How do I respond to a bad review as a small business?

Updated June 28, 2026 · Reviews & reputation

Short answer

Reply calmly and publicly within a day or two: thank them, acknowledge the issue, briefly state your side without arguing, and offer to make it right offline. Future customers read your reply more than the review itself, so a professional response wins you jobs.

A bad review feels personal, but your reply is really for the next customer reading it. A calm, professional response often does more for your reputation than the negative review does to harm it.

Cool off, then reply within a day or two

Do not fire back while you are angry. Walk away, then come back when you can write something measured. Aim to respond within a day or two: fast enough to show you are on top of it, slow enough to keep your cool.

Never argue, never get sarcastic, and never share private details about the job or the customer. Future customers are judging how you handle pressure, and a defensive reply tells them what it is like when something goes wrong on their job.

Use a simple four-part reply

Most good responses follow the same shape:

  1. Thank them and stay calm. Open with something like, "Thanks for the feedback, and I'm sorry your experience fell short."
  2. Acknowledge the specific issue. Name what went wrong so it is clear you read it and you care.
  3. Briefly give your side, without arguing. One neutral sentence of context is plenty. Do not write a paragraph defending yourself.
  4. Move it offline. Invite them to call or email you directly to make it right, and include a way to reach you.

Keep it short. Two or three sentences that sound human beat a long, defensive essay every time.

A reply like this works: "Thanks for letting me know, and I'm sorry the job ran late. That's not the standard I hold myself to. I'd like to make it right. Please give me a call at [number] so we can sort it out."

Take the real fix offline

Public review threads are no place to negotiate refunds or hash out details. Acknowledge the problem in the open, then handle the specifics by phone or email. If you genuinely fix the issue, many customers will update or remove their review on their own. Never ask them to take it down as a condition of help; just solve the problem and let them decide.

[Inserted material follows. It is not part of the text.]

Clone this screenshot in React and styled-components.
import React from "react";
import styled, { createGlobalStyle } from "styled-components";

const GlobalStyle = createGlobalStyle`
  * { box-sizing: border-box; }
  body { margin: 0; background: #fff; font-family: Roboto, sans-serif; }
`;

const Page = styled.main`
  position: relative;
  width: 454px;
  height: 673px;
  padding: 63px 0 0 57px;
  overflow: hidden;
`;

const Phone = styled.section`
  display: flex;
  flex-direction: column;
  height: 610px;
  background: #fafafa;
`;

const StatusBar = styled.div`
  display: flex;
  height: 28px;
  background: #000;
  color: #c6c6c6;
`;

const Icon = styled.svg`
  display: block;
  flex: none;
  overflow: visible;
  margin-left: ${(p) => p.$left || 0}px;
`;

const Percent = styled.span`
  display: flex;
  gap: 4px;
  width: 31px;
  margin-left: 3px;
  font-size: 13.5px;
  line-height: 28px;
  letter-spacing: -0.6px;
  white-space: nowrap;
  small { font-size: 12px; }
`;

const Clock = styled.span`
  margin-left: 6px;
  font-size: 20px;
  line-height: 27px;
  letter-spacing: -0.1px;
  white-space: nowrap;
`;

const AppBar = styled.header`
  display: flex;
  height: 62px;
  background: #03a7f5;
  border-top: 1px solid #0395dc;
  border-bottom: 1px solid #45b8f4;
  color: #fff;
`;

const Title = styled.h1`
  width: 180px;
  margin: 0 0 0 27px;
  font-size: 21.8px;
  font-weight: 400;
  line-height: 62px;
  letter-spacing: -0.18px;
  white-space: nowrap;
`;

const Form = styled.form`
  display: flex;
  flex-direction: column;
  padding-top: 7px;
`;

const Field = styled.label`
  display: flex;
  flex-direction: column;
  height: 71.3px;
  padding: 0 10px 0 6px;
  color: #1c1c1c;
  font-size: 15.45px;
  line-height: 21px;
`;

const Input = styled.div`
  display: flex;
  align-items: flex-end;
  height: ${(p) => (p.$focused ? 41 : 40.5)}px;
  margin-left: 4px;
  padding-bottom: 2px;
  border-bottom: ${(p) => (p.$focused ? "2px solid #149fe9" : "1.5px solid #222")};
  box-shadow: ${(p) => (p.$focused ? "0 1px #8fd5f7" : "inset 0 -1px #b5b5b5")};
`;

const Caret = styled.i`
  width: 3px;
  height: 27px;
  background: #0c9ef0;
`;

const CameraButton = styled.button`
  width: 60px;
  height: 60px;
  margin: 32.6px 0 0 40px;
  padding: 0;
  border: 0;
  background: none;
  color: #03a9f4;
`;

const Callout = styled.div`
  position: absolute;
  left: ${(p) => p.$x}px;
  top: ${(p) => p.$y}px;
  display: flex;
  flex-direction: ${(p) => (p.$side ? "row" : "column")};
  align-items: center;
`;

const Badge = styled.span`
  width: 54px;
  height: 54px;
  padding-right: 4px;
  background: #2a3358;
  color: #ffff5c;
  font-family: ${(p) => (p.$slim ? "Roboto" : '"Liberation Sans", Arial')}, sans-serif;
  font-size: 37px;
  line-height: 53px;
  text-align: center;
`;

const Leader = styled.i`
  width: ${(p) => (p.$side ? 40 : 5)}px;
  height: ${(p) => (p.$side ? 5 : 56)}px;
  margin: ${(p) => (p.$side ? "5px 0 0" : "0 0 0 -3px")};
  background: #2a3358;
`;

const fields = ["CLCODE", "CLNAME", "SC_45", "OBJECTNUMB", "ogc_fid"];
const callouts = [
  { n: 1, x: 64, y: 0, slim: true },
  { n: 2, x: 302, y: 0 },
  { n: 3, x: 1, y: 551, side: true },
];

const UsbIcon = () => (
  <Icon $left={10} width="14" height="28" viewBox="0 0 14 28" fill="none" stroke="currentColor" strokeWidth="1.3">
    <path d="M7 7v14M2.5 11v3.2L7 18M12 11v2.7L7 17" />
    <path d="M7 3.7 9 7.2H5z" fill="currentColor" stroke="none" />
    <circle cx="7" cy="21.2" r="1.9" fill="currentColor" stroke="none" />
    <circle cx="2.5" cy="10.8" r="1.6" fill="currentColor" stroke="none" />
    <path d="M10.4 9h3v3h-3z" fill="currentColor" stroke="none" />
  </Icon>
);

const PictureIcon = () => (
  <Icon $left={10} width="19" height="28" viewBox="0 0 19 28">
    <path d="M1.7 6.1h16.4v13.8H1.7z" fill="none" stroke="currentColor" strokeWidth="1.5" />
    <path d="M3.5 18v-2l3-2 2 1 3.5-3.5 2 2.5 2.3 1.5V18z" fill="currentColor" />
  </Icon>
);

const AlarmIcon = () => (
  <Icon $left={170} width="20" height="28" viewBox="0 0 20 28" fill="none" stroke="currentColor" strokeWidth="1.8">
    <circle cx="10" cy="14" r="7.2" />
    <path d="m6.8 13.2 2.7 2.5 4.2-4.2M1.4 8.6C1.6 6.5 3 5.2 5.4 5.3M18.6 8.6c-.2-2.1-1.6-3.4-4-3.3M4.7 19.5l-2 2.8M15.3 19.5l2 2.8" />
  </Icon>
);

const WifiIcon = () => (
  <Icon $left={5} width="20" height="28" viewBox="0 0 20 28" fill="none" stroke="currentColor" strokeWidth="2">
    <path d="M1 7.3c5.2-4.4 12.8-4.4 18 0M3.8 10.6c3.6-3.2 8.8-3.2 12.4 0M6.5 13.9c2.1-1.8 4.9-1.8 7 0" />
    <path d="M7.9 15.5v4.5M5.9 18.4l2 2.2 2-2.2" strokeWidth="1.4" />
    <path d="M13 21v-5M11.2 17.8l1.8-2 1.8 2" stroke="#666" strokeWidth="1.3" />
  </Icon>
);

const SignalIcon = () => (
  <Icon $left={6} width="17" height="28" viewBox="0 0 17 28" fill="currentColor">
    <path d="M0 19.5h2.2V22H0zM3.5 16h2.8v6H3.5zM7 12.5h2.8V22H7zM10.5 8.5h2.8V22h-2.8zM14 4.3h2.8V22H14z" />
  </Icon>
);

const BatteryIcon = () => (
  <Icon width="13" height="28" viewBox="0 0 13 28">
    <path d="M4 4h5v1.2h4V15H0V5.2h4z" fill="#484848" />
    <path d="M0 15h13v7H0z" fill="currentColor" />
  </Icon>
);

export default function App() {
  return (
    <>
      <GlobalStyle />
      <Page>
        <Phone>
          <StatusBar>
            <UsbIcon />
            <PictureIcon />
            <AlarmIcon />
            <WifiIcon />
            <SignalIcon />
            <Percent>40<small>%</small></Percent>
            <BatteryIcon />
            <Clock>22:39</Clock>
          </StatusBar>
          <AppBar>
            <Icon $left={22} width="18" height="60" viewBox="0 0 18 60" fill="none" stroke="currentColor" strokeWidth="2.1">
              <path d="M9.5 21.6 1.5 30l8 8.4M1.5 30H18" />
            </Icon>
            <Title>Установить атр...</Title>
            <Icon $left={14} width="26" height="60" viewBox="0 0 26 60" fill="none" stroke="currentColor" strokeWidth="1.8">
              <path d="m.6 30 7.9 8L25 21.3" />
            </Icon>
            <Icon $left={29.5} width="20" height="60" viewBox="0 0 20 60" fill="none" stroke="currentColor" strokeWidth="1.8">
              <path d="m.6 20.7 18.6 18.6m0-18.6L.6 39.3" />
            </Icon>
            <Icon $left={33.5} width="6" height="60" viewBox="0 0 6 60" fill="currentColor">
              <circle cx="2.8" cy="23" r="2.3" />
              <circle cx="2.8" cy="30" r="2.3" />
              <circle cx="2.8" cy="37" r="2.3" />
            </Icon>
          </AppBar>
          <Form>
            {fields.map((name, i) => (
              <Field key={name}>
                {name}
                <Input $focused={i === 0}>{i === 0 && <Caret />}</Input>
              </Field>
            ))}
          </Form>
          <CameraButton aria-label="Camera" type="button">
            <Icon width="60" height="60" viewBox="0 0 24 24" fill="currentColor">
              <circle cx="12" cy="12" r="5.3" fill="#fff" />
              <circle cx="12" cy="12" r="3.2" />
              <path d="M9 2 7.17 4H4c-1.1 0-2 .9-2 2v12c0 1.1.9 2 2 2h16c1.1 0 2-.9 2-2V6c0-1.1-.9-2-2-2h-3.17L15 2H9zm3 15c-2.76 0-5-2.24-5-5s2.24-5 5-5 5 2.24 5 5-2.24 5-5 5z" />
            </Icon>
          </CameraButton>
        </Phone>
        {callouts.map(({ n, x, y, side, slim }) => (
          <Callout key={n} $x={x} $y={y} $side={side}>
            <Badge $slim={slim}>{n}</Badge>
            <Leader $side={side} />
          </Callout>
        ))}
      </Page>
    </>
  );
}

Handling fake or unfair reviews

Sometimes a review is from someone who was never your customer, or it breaks Google's content rules. You cannot get a review removed just for being negative, but you can report ones that are spam, hateful, off-topic, or clearly meant for a different business.

To report it, open the review in your Google Business Profile and flag it, then reply briefly and politely in the meantime: "We have no record of doing work for you and would like to understand this. Please reach out directly." That keeps you looking reasonable to anyone who reads it before Google acts.

Let your good reviews drown out the bad

One negative review surrounded by genuine positive ones barely registers. The strongest defense is a steady flow of real reviews, so keep asking. Our guide on how to ask customers for Google reviews shows a simple system, and once they roll in you can show your Google reviews on your website so visitors see the full picture, not just the loudest complaint.

At Blank Theory we keep your reviews front and center on a clean, professional site for a flat $199 a month, so one bad day never defines your business online. See how it works or get a free preview first.

Frequently asked questions

Should I respond to a bad review at all?
Yes. A calm public reply shows future customers you take problems seriously. Silence makes a one-sided complaint look like the whole story.
How fast should I reply?
Within a day or two. Quick enough to show you care, but not so fast that you reply while angry.
Can I get a bad review removed?
Only if it breaks Google's rules, such as spam, hate speech, or a review for the wrong business. You cannot remove a review just for being negative.
What if the review is fake?
Report it to Google and reply briefly noting you have no record of the customer. Stay polite in case anyone reads it before it is removed.
Should I offer a refund in my reply?
Do not negotiate money in public. Acknowledge the issue and move the details to a phone call or email.